- Parliament of Scotland
- Long title: Of the commoun gud of all burrowis.
- Citation: April 1491 c. 19 12mo ed: 1491 c. 36

Dates
- Royal assent: 28 April 1491

= Common Good Fund =

A Common Good Fund is a fund held by a local authority in Scotland, consisting of property that previously belonged to a burgh. The fund may include both movable property (money or objects) and heritable property (land and buildings), and is legally distinct from other assets owned by the local authority. The funds have their origins in the 11th century, when the first burghs were established by royal charters that granted them certain lands, rights and privileges. The Common Good Act 1491 (c. 19), which remains in force, required that this property "be observed and kept for the common good of the town". The use and sale of Common Good is restricted by law, and the proceeds from these assets is retained in the relevant Common Good Fund. The income of a Common Good Fund is required to be used for the benefit of the inhabitants of the burgh to which they belong.

Since re-structuring of local government in 1975 and again in 1996, it is often not clear which property now comprises the Common Good of the former burghs. The Community Empowerment (Scotland) Act 2015 required all councils to establish and maintain a register of property which is held by the authority as part of the common good.

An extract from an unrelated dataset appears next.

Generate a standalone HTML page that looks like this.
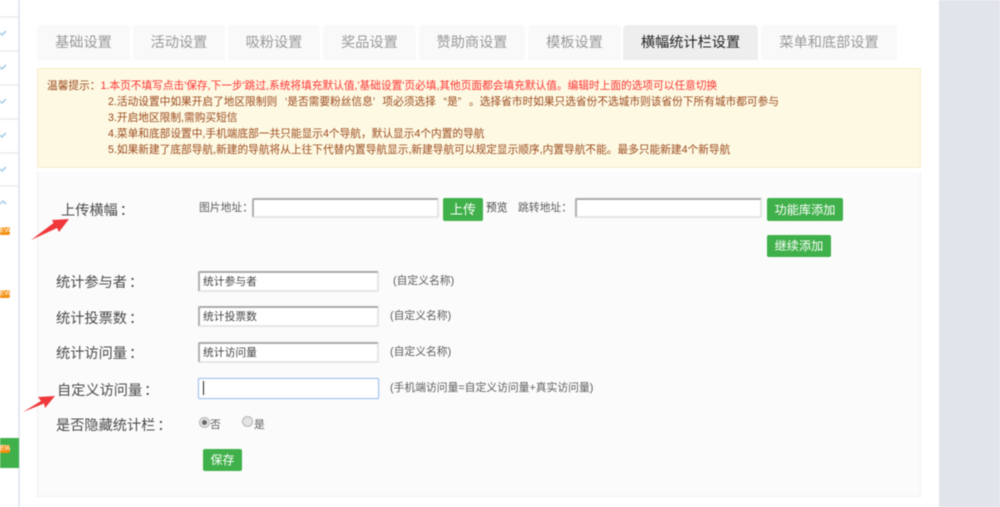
<!DOCTYPE html>
<html lang="zh">
<head>
<meta charset="utf-8">
<style>
html,body{margin:0;padding:0;background:#fff}
#p{position:relative;width:1000px;height:507px;overflow:hidden;background:#fff;font-family:"Liberation Sans","Noto Sans CJK SC",sans-serif;filter:blur(.45px)}
#p div{position:absolute;white-space:nowrap;box-sizing:border-box}
.tab{top:25px;height:35px;background:#f9f9f9;border-radius:4px 4px 0 0;color:#999;font-size:14.2px;line-height:36px;text-align:center}
.n{left:0;width:18px;height:2px;background:#f0f0f0}
.b{left:0;width:10px;height:8px;background:#f39012;border-radius:0 2px 2px 0;color:#fff;font-size:7px;line-height:8px;text-align:right;overflow:hidden}
.l{color:#4a4a4a;font-size:14.2px;line-height:20px}
.l .c{margin-left:2px}
.s{color:#5c5c5c;font-size:10.8px;line-height:14px}
.i{background:#fff;border:1px solid #e6e6e6;border-bottom:2px solid #e6e6e6;border-right:2px solid #e6e6e6;border-top:2px solid #aaa;border-left:2px solid #b0b0b0;border-radius:2px;font-size:10.8px;line-height:18px;color:#444;padding-left:3px}
.g{background:#40b04a;border-radius:2px;color:#fff;text-align:center}
.t{left:47px;font-size:10.7px;line-height:16px;color:#9c4a1e}
.c{font-family:"Liberation Sans","Noto Sans CJK TC",sans-serif}
</style>
</head>
<body>
<div id="p">
<div style="left:18px;top:0;width:2px;height:507px;background:#e3e8f0"></div>
<div class="n" style="top:16px"></div>
<div class="n" style="top:50px"></div>
<div class="n" style="top:84px"></div>
<div class="n" style="top:118px"></div>
<div class="n" style="top:152px"></div>
<div class="n" style="top:185px"></div>
<svg style="position:absolute;left:0;top:0" width="18" height="210" fill="none" stroke="#a9cfe8" stroke-width="1.6">
<path d="M0 33l2 2 4-4M0 67l2 2 4-4M0 101l2 2 4-4M0 135l2 2 4-4M0 169l2 2 4-4M0 204l3-3 3 3"/>
</svg>
<div class="b" style="top:227px">EW</div>
<div class="b" style="top:290px">EW</div>
<div style="left:0;top:438px;width:19px;height:30px;background:#40b04a"></div>
<div class="b" style="top:445px">EW</div>

<div class="tab" style="left:37px;width:93px">基础设置</div>
<div class="tab" style="left:133px;width:92px">活动设置</div>
<div class="tab" style="left:228px;width:92px">吸粉设置</div>
<div class="tab" style="left:323px;width:93px">奖品设置</div>
<div class="tab" style="left:419px;width:106px">赞助商设置</div>
<div class="tab" style="left:528px;width:93px">模板设置</div>
<div class="tab" style="left:623px;width:135px;background:#eee;color:#222">横幅统计栏设置</div>
<div class="tab" style="left:761px;width:136px">菜单和底部设置</div>

<div style="left:37px;top:68px;width:884px;height:100px;background:#fdf9e3;border:1px solid #f8eecb"></div>
<div class="t" style="top:78px">温馨提示<span class="c">：</span><span style="color:#f33">1.本页不填写点击'保存,下一步'跳过,系统将填充默认值,'基础设置'页必填,其他页面都会填充默认值。编辑时上面的选项可以任意切换</span></div>
<div class="t" style="left:108px;top:94px;word-spacing:4.7px">2.活动设置中如果开启了地区限制则 ‘是否需要粉丝信息’ 项必须选择 “是” 。选择省市时如果只选省份不选城市则该省份下所有城市都可参与</div>
<div class="t" style="left:108px;top:110px">3.开启地区限制,需购买短信</div>
<div class="t" style="left:108px;top:126px">4.菜单和底部设置中,手机端底部一共只能显示4个导航，默认显示4个内置的导航</div>
<div class="t" style="left:108px;top:142px">5.如果新建了底部导航,新建的导航将从上往下代替内置导航显示,新建导航可以规定显示顺序,内置导航不能。最多只能新建4个新导航</div>

<div style="left:37px;top:172px;width:884px;height:325px;background:#fbfbfb;border:1px solid #f0f0f0;border-top:0"></div>

<div style="left:939px;top:0;width:61px;height:507px;background:#e2e4eb"></div>

<div class="l" style="left:61px;top:201px">上传横幅<span class="c">：</span></div>
<div class="s" style="left:199px;top:201px">图片地址<span class="c">：</span></div>
<div class="i" style="left:252px;top:198px;width:187px;height:20px"></div>
<div class="g" style="left:443px;top:198px;width:40px;height:23px;font-size:13px;line-height:24px">上传</div>
<div class="s" style="left:486px;top:201px;color:#444">预览</div>
<div class="s" style="left:518px;top:201px">跳转地址<span class="c">：</span></div>
<div class="i" style="left:575px;top:198px;width:187px;height:20px"></div>
<div class="g" style="left:767px;top:198px;width:76px;height:23px;font-size:12.2px;line-height:24px">功能库添加</div>
<div class="g" style="left:767px;top:235px;width:64px;height:22px;font-size:12.2px;line-height:23px">继续添加</div>

<div class="l" style="left:56px;top:273px">统计参与者<span class="c">：</span></div>
<div class="i" style="left:198px;top:271px;width:181px;height:21px">统计参与者</div>
<div class="s" style="left:393px;top:274px">(自定义名称)</div>

<div class="l" style="left:56px;top:309px">统计投票数<span class="c">：</span></div>
<div class="i" style="left:198px;top:306px;width:181px;height:21px">统计投票数</div>
<div class="s" style="left:390px;top:309px">(自定义名称)</div>

<div class="l" style="left:56px;top:344px">统计访问量<span class="c">：</span></div>
<div class="i" style="left:198px;top:342px;width:181px;height:21px">统计访问量</div>
<div class="s" style="left:390px;top:345px">(自定义名称)</div>

<div class="l" style="left:57px;top:381px">自定义访问量<span class="c">：</span></div>
<div style="left:198px;top:378px;width:181px;height:21px;background:#fff;border:1px solid #9fc2ee;box-shadow:0 0 1px #9fc2ee;border-radius:2px"></div>
<div style="left:203px;top:381px;width:1px;height:14px;background:#222"></div>
<div class="s" style="left:390px;top:381px">(手机端访问量=自定义访问量+真实访问量)</div>

<div class="l" style="left:56px;top:416px">是否隐藏统计栏<span class="c">：</span></div>
<div style="left:199px;top:417px;width:11px;height:11px;border-radius:50%;background:#e4e4e4;border:1px solid #b5b5b5"></div>
<div style="left:202px;top:420px;width:5px;height:5px;border-radius:50%;background:#666"></div>
<div class="s" style="left:210px;top:418px">否</div>
<div style="left:242px;top:416px;width:11px;height:11px;border-radius:50%;background:#e4e4e4;border:1px solid #b5b5b5"></div>
<div class="s" style="left:254px;top:418px">是</div>

<div class="g" style="left:203px;top:449px;width:39px;height:22px;font-size:12px;line-height:23px">保存</div>

<svg style="position:absolute;left:0;top:0" width="100" height="507">
<path d="M31 240L53.500 223 52 220 69 219 59 232 57 228Z" fill="#f0383a"/>
<path d="M23 412L41 401 38 397 55 396 45 408 44 403.500Z" fill="#f0383a"/>
</svg>
</div>
</body>
</html>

According to land campaigner and former MSP Andy Wightman there are 196 Common Good Funds across Scotland.

==Aberdeen==
Aberdeen's Common Good Fund is a fund to benefit the people of Aberdeen, Scotland. It was created as a result of Robert the Bruce granting the city's Great Charter in 1319, after they sheltered him during his days of outlaw. In 2005, the value of the fund was £31 million.

Along with the Great Charter, Bruce gave Aberdeen the Forest of Stocket (now the Mid Stocket area of the city), in return for a yearly rent. As a result of the finances generated from the forest, the Common Good Fund was created to benefit the people of the city. Later, the lands of Cruvie (now Woodside) and Rubislaw were also granted to the people with the whole becoming known as the Freedom Lands of Aberdeen.

The fund helped to create Marischal College by giving land to George Keith, 5th Earl Marischal to help him build the institution; it helped the people during the 1640 plague and also gave funds to Aberdeen Art Gallery, the Central Library, Aberdeen Royal Infirmary and the purchase of Hazlehead Park.

In recent times it has been used to provide the elderly with tea dances and a festival for older people. It is also used to help charity as has been a substantial contributor to the Instant Neighbour Trust in the past.